The current Combat Survivor Evader Locator radio is more than a simple emergency beacon. It is a secure survival communications device designed to help a downed pilot or crew member send location information and communicate with rescue forces.

CSEL has been an important part of U.S. combat search-and-rescue operations, but the system is aging. The NGSR is intended to modernize that capability with a smaller, lighter, software-defined radio capable of supporting updated waveforms, encryption, and future software improvements.

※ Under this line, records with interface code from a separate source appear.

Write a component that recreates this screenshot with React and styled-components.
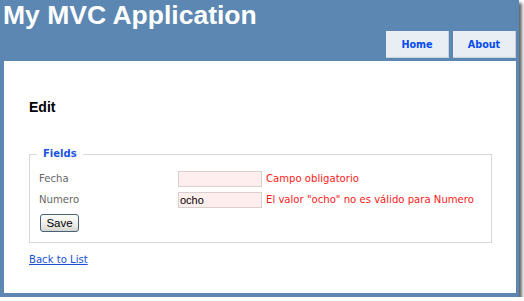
import React from 'react';
import styled, { createGlobalStyle } from 'styled-components';

const GlobalStyle = createGlobalStyle`
    html, body {
        margin: 0;
        padding: 0;
        background: #ffffff;
    }
`;

const App = () => {
    return (
        <>
            <GlobalStyle />
            <Frame>
                <Header>
                    <Title>My MVC Application</Title>
                    <Menu>
                        <Tab href="#">Home</Tab>
                        <Tab href="#">About</Tab>
                    </Menu>
                </Header>
                <Main>
                    <Heading>Edit</Heading>
                    <Fieldset>
                        <Legend>Fields</Legend>
                        <Row>
                            <Label>Fecha</Label>
                            <Input defaultValue="" />
                            <Error>Campo obligatorio</Error>
                        </Row>
                        <Row>
                            <Label>Numero</Label>
                            <Input defaultValue="ocho" />
                            <Error>El valor "ocho" no es válido para Numero</Error>
                        </Row>
                        <SaveButton type="button">Save</SaveButton>
                    </Fieldset>
                    <BackLink href="#">Back to List</BackLink>
                </Main>
            </Frame>
        </>
    );
};

const Frame = styled.div`
    width: 519px;
    height: 297px;
    background-color: #5c87b2;
    box-shadow: 3px 3px 3px rgba(0, 0, 0, 0.6);
    display: flex;
    flex-direction: column;
`;

const Header = styled.div`
    height: 61px;
    display: flex;
    justify-content: space-between;
    align-items: flex-start;
    padding: 0 3px;
    box-sizing: border-box;
`;

const Title = styled.h1`
    margin: 0;
    font-family: 'Liberation Sans', Arial, sans-serif;
    font-size: 26.5px;
    line-height: 30px;
    font-weight: bold;
    color: #ffffff;
`;

const Menu = styled.div`
    display: flex;
    gap: 4px;
    margin-top: 31px;
`;

const Tab = styled.a`
    width: 63px;
    height: 27px;
    box-sizing: border-box;
    display: flex;
    align-items: center;
    justify-content: center;
    background-color: #e8eef4;
    border-right: 1px solid #c9d3de;
    border-bottom: 1px solid #c9d3de;
    font-family: 'DejaVu Sans', Verdana, sans-serif;
    font-size: 9.6px;
    font-weight: bold;
    color: #034af3;
    text-decoration: none;
`;

const Main = styled.div`
    flex: none;
    height: 232px;
    margin: 0 3px 0 4px;
    padding: 38px 24px 0 25px;
    box-sizing: border-box;
    background-color: #ffffff;
    font-family: 'DejaVu Sans', Verdana, sans-serif;
    font-size: 10.1px;
`;

const Heading = styled.h2`
    margin: 0;
    font-family: 'Liberation Sans', Arial, sans-serif;
    font-size: 14px;
    line-height: 16px;
    font-weight: bold;
    color: #000000;
`;

const Fieldset = styled.fieldset`
    margin: 33px 0 0 0;
    padding: 11px 9px 10px 9px;
    border: 1px solid #d8d8d8;
    display: flex;
    flex-direction: column;
    align-items: flex-start;
`;

const Legend = styled.legend`
    margin-left: -2px;
    padding: 0 6px;
    font-size: 10px;
    line-height: 12px;
    font-weight: bold;
    color: #1a55e0;
`;

const Row = styled.div`
    display: flex;
    align-items: center;
    height: 16px;
    margin-bottom: 5px;
`;

const Label = styled.span`
    width: 139px;
    color: #666666;
    line-height: 12px;
`;

const Input = styled.input`
    width: 84px;
    height: 16px;
    box-sizing: border-box;
    margin: 0;
    padding: 0 1px;
    border: 1px solid #d9cfcf;
    background-color: #ffeeee;
    font-family: 'Liberation Sans', Arial, sans-serif;
    font-size: 11px;
    color: #000000;
    outline: none;
`;

const Error = styled.span`
    margin-left: 4px;
    color: #ff1a1a;
    line-height: 12px;
    white-space: nowrap;
`;

const SaveButton = styled.button`
    margin: 1px 0 0 1px;
    width: 39px;
    height: 18px;
    padding: 0;
    border: 1px solid #4a5f78;
    border-radius: 3px;
    background: linear-gradient(#ffffff, #e9e9e4 70%, #d6d6cf);
    font-family: 'Liberation Sans', Arial, sans-serif;
    font-size: 11.5px;
    color: #000000;
`;

const BackLink = styled.a`
    display: inline-block;
    margin-top: 11px;
    line-height: 12px;
    color: #1a4fd6;
    text-decoration: underline;
`;

export default App;
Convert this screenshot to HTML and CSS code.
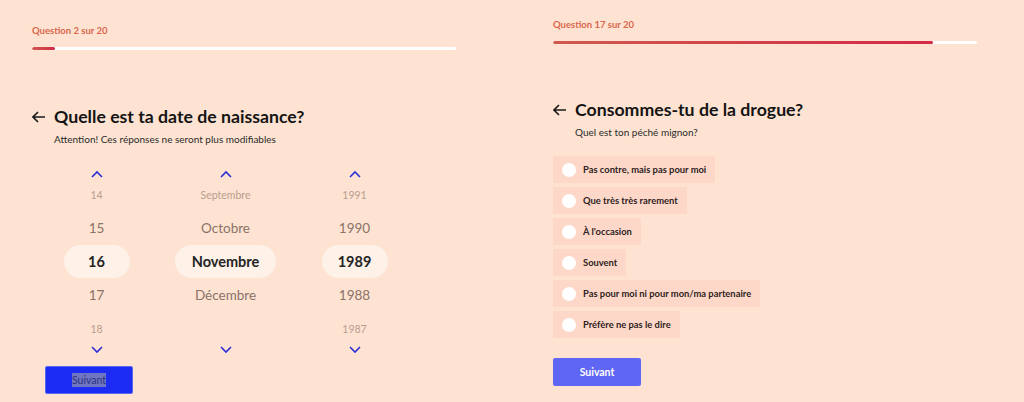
FILE: index.html
```html
<!DOCTYPE html>
<html lang="fr">
<head>
    <meta charset="UTF-8">
    <meta name="viewport" content="width=device-width, initial-scale=1.0">
    <title>Questionnaire</title>
    <link rel="stylesheet" href="styles.css">
</head>
<body>
    <main class="screens">
        <section class="panel panel-left">
            <p class="step">Question 2 sur 20</p>
            <div class="progress"><div class="progress-fill" style="width: 5.4%"></div></div>

            <div class="question">
                <svg class="back" viewBox="0 0 14 12" width="14" height="12"><path d="M13 6H1.5M6 1L1 6l5 5" fill="none" stroke="#1a1a1a" stroke-width="1.6"/></svg>
                <h2>Quelle est ta date de naissance?</h2>
            </div>
            <p class="hint">Attention! Ces réponses ne seront plus modifiables</p>

            <div class="picker">
                <div class="wheel">
                    <svg class="chev chev-up" viewBox="0 0 12 8" width="12" height="8"><path d="M1 7l5-5 5 5" fill="none" stroke="#2c2fd6" stroke-width="1.6"/></svg>
                    <div class="item far">14</div>
                    <div class="item near">15</div>
                    <div class="item current"><span>16</span></div>
                    <div class="item near">17</div>
                    <div class="item far">18</div>
                    <svg class="chev chev-down" viewBox="0 0 12 8" width="12" height="8"><path d="M1 1l5 5 5-5" fill="none" stroke="#2c2fd6" stroke-width="1.6"/></svg>
                </div>
                <div class="wheel">
                    <svg class="chev chev-up" viewBox="0 0 12 8" width="12" height="8"><path d="M1 7l5-5 5 5" fill="none" stroke="#2c2fd6" stroke-width="1.6"/></svg>
                    <div class="item far">Septembre</div>
                    <div class="item near">Octobre</div>
                    <div class="item current wide"><span>Novembre</span></div>
                    <div class="item near">Décembre</div>
                    <div class="item far"></div>
                    <svg class="chev chev-down" viewBox="0 0 12 8" width="12" height="8"><path d="M1 1l5 5 5-5" fill="none" stroke="#2c2fd6" stroke-width="1.6"/></svg>
                </div>
                <div class="wheel">
                    <svg class="chev chev-up" viewBox="0 0 12 8" width="12" height="8"><path d="M1 7l5-5 5 5" fill="none" stroke="#2c2fd6" stroke-width="1.6"/></svg>
                    <div class="item far">1991</div>
                    <div class="item near">1990</div>
                    <div class="item current"><span>1989</span></div>
                    <div class="item near">1988</div>
                    <div class="item far">1987</div>
                    <svg class="chev chev-down" viewBox="0 0 12 8" width="12" height="8"><path d="M1 1l5 5 5-5" fill="none" stroke="#2c2fd6" stroke-width="1.6"/></svg>
                </div>
            </div>

            <button class="next next-strong" type="button"><span class="selected">Suivant</span></button>
        </section>

        <section class="panel panel-right">
            <p class="step">Question 17 sur 20</p>
            <div class="progress"><div class="progress-fill" style="width: 89.6%"></div></div>

            <div class="question">
                <svg class="back" viewBox="0 0 14 12" width="14" height="12"><path d="M13 6H1.5M6 1L1 6l5 5" fill="none" stroke="#1a1a1a" stroke-width="1.6"/></svg>
                <h2>Consommes-tu de la drogue?</h2>
            </div>
            <p class="hint">Quel est ton péché mignon?</p>

            <ul class="options">
                <li class="option"><span class="radio"></span>Pas contre, mais pas pour moi</li>
                <li class="option"><span class="radio"></span>Que très très rarement</li>
                <li class="option"><span class="radio"></span>À l'occasion</li>
                <li class="option"><span class="radio"></span>Souvent</li>
                <li class="option"><span class="radio"></span>Pas pour moi ni pour mon/ma partenaire</li>
                <li class="option"><span class="radio"></span>Préfère ne pas le dire</li>
            </ul>

            <button class="next" type="button">Suivant</button>
        </section>
    </main>
</body>
</html>
```

FILE: styles.css
```css
body {
    margin: 0;
    font-family: Lato, "Noto Sans", sans-serif;
    background: #fee3d2;
    color: #1a1a1a;
}
.screens {
    display: flex;
    height: 402px;
    overflow: hidden;
}
.panel {
    width: 512px;
    box-sizing: border-box;
}
.panel-left {
    padding: 25px 0 0 32px;
}
.panel-right {
    padding: 19px 0 0 41px;
}
.step {
    margin: 0;
    font-size: 9.5px;
    font-weight: 700;
    color: #d9674c;
    line-height: 12px;
}
.progress {
    width: 424px;
    height: 3px;
    margin-top: 10px;
    background: #fff;
    border-radius: 2px;
    overflow: hidden;
}
.progress-fill {
    height: 100%;
    background: linear-gradient(90deg, #cf5a4e, #d42a48);
    border-radius: 2px;
}
.question {
    display: flex;
    align-items: center;
    gap: 8px;
}
.panel-left .question {
    margin-top: 55px;
}
.panel-right .question {
    margin-top: 54px;
}
.back {
    flex: none;
}
h2 {
    margin: 0;
    font-size: 17.7px;
    font-weight: 700;
    line-height: 24px;
    color: #141414;
}
.hint {
    margin: 3px 0 0 22px;
    font-size: 10px;
    line-height: 14px;
    color: #2b2b2b;
}

/* date picker */
.picker {
    display: grid;
    grid-template-columns: repeat(3, 129px);
    margin-top: 21px;
}
.wheel {
    display: flex;
    flex-direction: column;
    align-items: center;
}
.chev {
    display: block;
    height: 14px;
}
.chev-up {
    margin-bottom: -3px;
}
.chev-down {
    margin-top: -3px;
}
.item {
    height: 33.5px;
    display: flex;
    align-items: center;
    justify-content: center;
}
.item.far {
    font-size: 10.5px;
    color: #b89d90;
}
.item.near {
    font-size: 13.5px;
    color: #8a7268;
}
.item.current span {
    display: flex;
    align-items: center;
    justify-content: center;
    width: 66px;
    height: 33px;
    border-radius: 17px;
    background: #fdf1e8;
    font-size: 14.5px;
    font-weight: 700;
    color: #242424;
}
.item.current.wide span {
    width: 101px;
}

/* options */
.options {
    list-style: none;
    margin: 17px 0 0;
    padding: 0;
    display: flex;
    flex-direction: column;
    align-items: flex-start;
    gap: 4px;
}
.option {
    display: flex;
    align-items: center;
    height: 27px;
    padding: 0 9px 0 9px;
    background: #fdd8c8;
    font-size: 9.4px;
    font-weight: 700;
    color: #2e2222;
}
.radio {
    width: 14px;
    height: 14px;
    border-radius: 50%;
    background: #fff;
    margin-right: 7px;
}

/* buttons */
.next {
    display: block;
    width: 88px;
    height: 28px;
    border: none;
    border-radius: 2px;
    background: #5f66f4;
    color: #fff;
    font-family: inherit;
    font-size: 10.5px;
    font-weight: 700;
    cursor: pointer;
}
.panel-right .next {
    margin-top: 20px;
}
.next-strong {
    margin: 9px 0 0 13px;
    background: #1d2cf3;
    border: 1px solid #5566f0;
    height: 28px;
}
.selected {
    background: #6e75c2;
    color: #2f3480;
    font-weight: 400;
    padding: 1px 0;
}
```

General Dynamics says the NGSR is 44 percent smaller and 35 percent lighter than legacy CSEL radios. The company also describes the new unit as having a simplified user interface, a large color screen, a single-button emergency function, and a rear-mounted battery capable of more than four days of operation.

What Makes the NGSR Different

The NGSR is designed as a modern software-defined survival radio. In practical terms, that means the radio can be updated over time to support new waveforms, cryptographic upgrades, and software improvements, rather than being locked into a single fixed design.

Reported capabilities include secure over-the-horizon two-way data communications, precise geolocation information, modern encryption, voice and text messaging, and integration with satellite constellations, ground stations, and personnel recovery command systems.

The goal is straightforward: give a downed aircrew member a compact, secure way to tell rescue forces that they are alive, where they are, and that they need recovery.

That sounds simple, but in a combat environment, it is not. A survival radio must be small enough to carry, rugged enough to withstand an ejection or crash, secure enough to avoid giving away the user’s location to hostile forces, and reliable enough to work when the user may be hurt, exhausted, isolated, or under extreme stress.

Why This Matters to Radio Monitors

Most scanner listeners will never hear NGSR traffic directly. That is by design.

Modern military survival radios use secure communications, specialized waveforms, satellite links, and low-probability-of-detection techniques. Their most important features are built to prevent detection, interception, or exploitation by hostile forces. A standard scanner should not be expected to receive this traffic.

But that does not make the story irrelevant to the monitoring community. In fact, it helps explain how military recovery missions are built around layers of communication. The survival radio may be protected, but the larger mission can still produce monitorable activity around the edges.

During training exercises or real-world aviation emergencies, listeners may hear related activity on military air traffic control frequencies, air-to-air channels, aerial refueling tracks, range control frequencies, search-and-rescue aircraft channels, civilian ATC sectors handling military aircraft, or local public safety aviation channels.

For Southern California listeners, that is especially relevant. The region sits near major military aviation activity, including Edwards Air Force Base, March Air Reserve Base, Naval Air Weapons Station China Lake, MCAS Miramar, NAS Point Mugu, and the large desert training areas used by military aircraft throughout the Southwest.

Listening Around the Mission

MilAir monitoring often means following the parts of a mission that remain in the clear.

That may include aircraft checking in with air traffic control, tankers working refueling tracks, rescue aircraft coordinating with range control, helicopters moving through local airspace, or public safety agencies responding to an aircraft emergency.

The most sensitive communications may be encrypted or otherwise protected, but careful listeners can still build a useful picture by monitoring surrounding activity. That is one of the skills that makes military aviation monitoring different from simply scanning a list of frequencies.

The NGSR itself may not be monitorable, but its fielding is another example of how radio systems continue to evolve inside military aviation. The equipment is smaller, more secure, more networked, and more software-driven than earlier generations, but the basic purpose remains familiar to anyone who understands radio: establish communication when it matters most.

Bottom Line

The Air Force’s planned purchase of nearly 7,000 Next Generation Survival Radios marks an important step in modernizing personnel recovery communications for U.S. military aircrew.

For scanner listeners and MilAir monitors, the story is not about hearing these radios directly. It is about understanding how critical radio communication remains in military aviation, emergency response, and combat search-and-rescue operations.

Even as more systems move behind encryption, satellites, and specialized waveforms, radio remains at the center of the mission. Whether it is a secure survival radio carried by a downed pilot or a scanner monitoring the airspace around a training range, the ability to communicate still matters when lives are on the line.


Sources: Air & Space Forces Magazine; General Dynamics Mission Systems. The key facts are the Air Force’s FY 2027 request for 6,868 radios and General Dynamics’ May 2026 contract modification for NGSR qualification and pre-production work.